**RECORD LIST**
++++++++
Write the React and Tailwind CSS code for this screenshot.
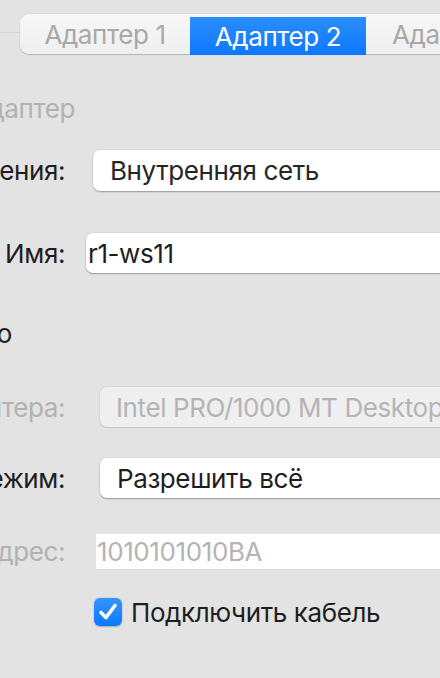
++++++++
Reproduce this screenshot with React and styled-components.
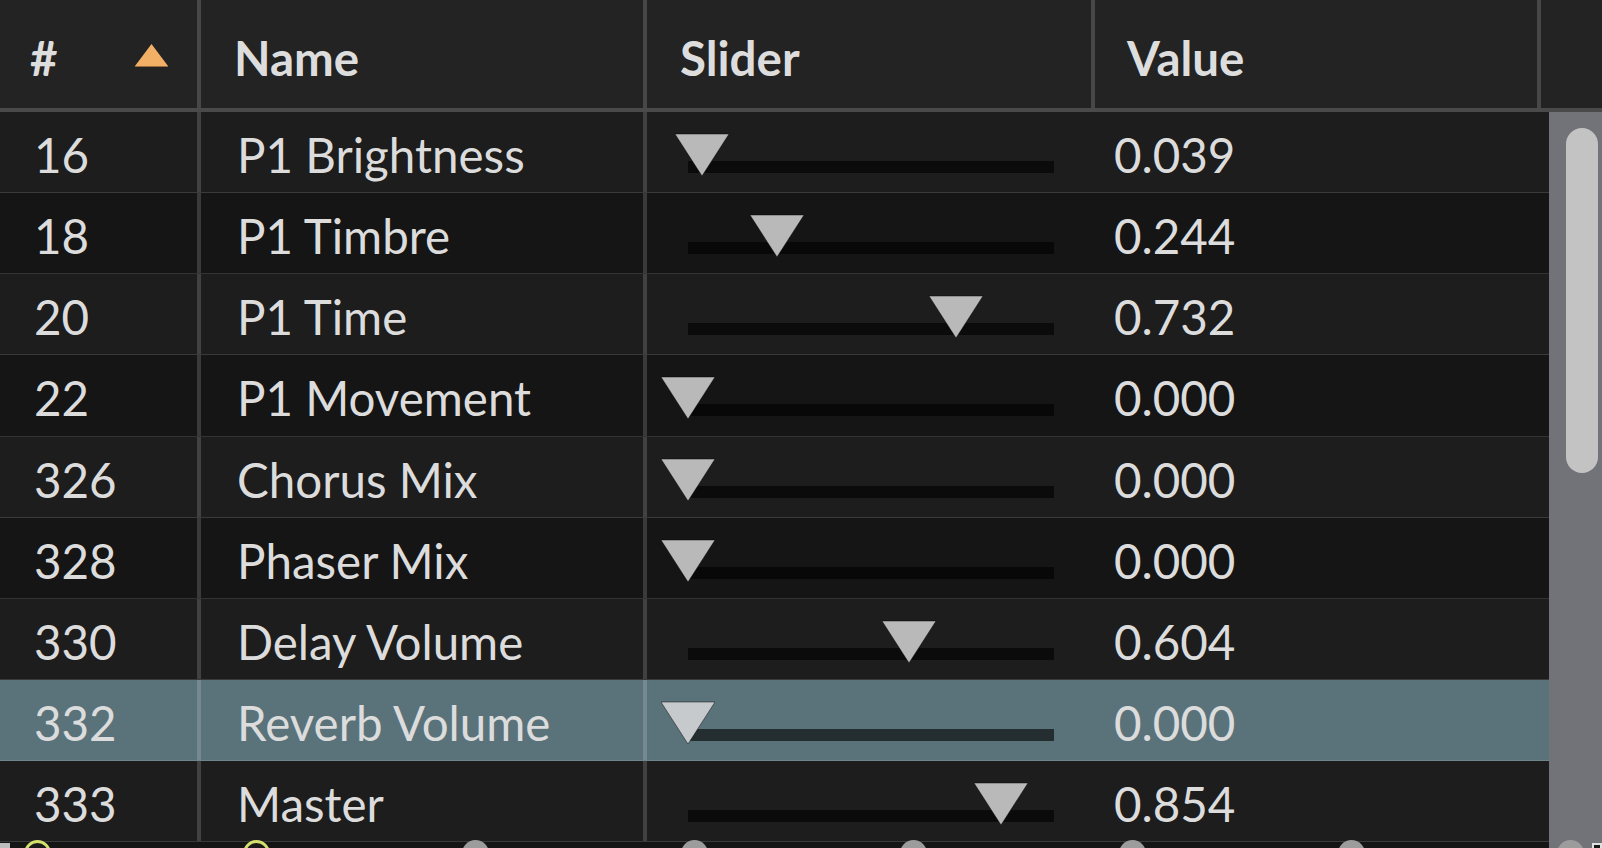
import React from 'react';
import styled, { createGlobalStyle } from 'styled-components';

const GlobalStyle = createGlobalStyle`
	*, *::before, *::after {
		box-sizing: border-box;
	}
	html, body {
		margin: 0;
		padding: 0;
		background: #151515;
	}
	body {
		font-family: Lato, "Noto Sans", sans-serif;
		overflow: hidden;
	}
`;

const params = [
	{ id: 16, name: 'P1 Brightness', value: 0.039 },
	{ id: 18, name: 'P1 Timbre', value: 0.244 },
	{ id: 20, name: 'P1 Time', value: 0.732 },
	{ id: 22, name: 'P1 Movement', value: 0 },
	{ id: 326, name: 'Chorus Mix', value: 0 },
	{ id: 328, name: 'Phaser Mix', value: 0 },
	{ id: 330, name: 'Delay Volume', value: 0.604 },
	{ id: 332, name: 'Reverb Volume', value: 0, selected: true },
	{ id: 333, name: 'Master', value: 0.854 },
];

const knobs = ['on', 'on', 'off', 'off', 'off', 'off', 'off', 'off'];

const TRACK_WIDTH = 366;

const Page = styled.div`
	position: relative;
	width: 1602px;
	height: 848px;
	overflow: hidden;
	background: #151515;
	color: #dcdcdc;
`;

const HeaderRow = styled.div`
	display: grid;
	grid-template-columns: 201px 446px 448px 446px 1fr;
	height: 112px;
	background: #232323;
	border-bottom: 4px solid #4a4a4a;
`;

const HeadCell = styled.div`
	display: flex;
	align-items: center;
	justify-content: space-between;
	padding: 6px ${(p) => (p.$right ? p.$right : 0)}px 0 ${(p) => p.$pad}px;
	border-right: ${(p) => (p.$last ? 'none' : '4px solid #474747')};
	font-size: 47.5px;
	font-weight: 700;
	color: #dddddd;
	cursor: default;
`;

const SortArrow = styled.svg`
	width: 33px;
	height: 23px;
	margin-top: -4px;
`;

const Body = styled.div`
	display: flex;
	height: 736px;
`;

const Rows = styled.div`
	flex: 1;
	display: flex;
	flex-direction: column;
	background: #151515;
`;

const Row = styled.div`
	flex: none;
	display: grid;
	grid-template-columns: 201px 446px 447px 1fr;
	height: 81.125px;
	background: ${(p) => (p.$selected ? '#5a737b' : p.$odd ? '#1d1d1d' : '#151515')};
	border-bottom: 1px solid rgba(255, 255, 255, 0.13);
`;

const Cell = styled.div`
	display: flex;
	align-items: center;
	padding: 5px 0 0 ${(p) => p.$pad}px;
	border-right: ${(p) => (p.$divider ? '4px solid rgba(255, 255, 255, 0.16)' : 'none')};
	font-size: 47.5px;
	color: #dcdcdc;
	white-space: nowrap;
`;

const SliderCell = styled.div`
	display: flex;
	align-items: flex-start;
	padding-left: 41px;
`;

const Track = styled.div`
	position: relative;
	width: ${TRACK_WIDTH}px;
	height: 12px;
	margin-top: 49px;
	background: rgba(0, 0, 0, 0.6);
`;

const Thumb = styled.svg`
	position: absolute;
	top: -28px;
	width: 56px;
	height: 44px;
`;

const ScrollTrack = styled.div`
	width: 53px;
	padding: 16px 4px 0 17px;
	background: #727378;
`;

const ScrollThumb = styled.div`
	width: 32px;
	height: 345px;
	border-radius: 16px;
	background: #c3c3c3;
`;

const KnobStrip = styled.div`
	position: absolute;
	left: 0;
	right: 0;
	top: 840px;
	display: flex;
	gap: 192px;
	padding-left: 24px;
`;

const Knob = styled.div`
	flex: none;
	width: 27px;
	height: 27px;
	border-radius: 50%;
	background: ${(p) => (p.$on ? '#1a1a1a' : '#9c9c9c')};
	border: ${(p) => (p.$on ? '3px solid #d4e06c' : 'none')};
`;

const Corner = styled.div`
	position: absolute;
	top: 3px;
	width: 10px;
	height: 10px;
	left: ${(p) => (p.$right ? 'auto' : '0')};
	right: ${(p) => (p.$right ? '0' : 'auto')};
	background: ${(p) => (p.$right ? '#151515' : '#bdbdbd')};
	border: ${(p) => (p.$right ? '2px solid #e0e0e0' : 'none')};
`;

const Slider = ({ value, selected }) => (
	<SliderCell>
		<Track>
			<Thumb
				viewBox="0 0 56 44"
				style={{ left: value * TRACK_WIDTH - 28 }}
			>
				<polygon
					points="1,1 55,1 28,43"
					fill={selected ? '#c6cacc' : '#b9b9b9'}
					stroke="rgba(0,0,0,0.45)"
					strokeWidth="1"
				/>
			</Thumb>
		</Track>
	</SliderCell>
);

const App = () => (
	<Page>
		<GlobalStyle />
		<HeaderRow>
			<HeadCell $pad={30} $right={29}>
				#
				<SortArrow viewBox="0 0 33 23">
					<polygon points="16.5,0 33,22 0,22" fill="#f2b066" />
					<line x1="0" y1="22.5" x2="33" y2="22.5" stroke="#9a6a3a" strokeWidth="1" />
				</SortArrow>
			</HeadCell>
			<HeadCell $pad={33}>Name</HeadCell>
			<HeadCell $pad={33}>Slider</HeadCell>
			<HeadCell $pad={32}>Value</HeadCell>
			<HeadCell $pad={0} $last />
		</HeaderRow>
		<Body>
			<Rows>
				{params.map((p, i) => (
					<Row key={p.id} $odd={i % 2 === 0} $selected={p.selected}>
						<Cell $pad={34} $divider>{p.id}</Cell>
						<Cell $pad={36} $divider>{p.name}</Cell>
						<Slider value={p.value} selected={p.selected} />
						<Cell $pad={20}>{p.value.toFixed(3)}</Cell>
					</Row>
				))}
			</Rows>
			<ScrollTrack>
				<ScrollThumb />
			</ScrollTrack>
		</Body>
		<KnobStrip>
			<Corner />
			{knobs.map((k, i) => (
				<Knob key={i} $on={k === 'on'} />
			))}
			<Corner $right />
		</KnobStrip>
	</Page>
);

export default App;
++++++++
**STATED TASK**
Nothing but the lines from the one containing "Reproduce this screenshot" through the one containing "const TRACK_WIDTH = 366;" should be echoed, each exactly as it stands; pictures are excluded.

**WRITTEN ANSWER**
Reproduce this screenshot with React and styled-components.
import React from 'react';
import styled, { createGlobalStyle } from 'styled-components';

const GlobalStyle = createGlobalStyle`
	*, *::before, *::after {
		box-sizing: border-box;
	}
	html, body {
		margin: 0;
		padding: 0;
		background: #151515;
	}
	body {
		font-family: Lato, "Noto Sans", sans-serif;
		overflow: hidden;
	}
`;

const params = [
	{ id: 16, name: 'P1 Brightness', value: 0.039 },
	{ id: 18, name: 'P1 Timbre', value: 0.244 },
	{ id: 20, name: 'P1 Time', value: 0.732 },
	{ id: 22, name: 'P1 Movement', value: 0 },
	{ id: 326, name: 'Chorus Mix', value: 0 },
	{ id: 328, name: 'Phaser Mix', value: 0 },
	{ id: 330, name: 'Delay Volume', value: 0.604 },
	{ id: 332, name: 'Reverb Volume', value: 0, selected: true },
	{ id: 333, name: 'Master', value: 0.854 },
];

const knobs = ['on', 'on', 'off', 'off', 'off', 'off', 'off', 'off'];

const TRACK_WIDTH = 366;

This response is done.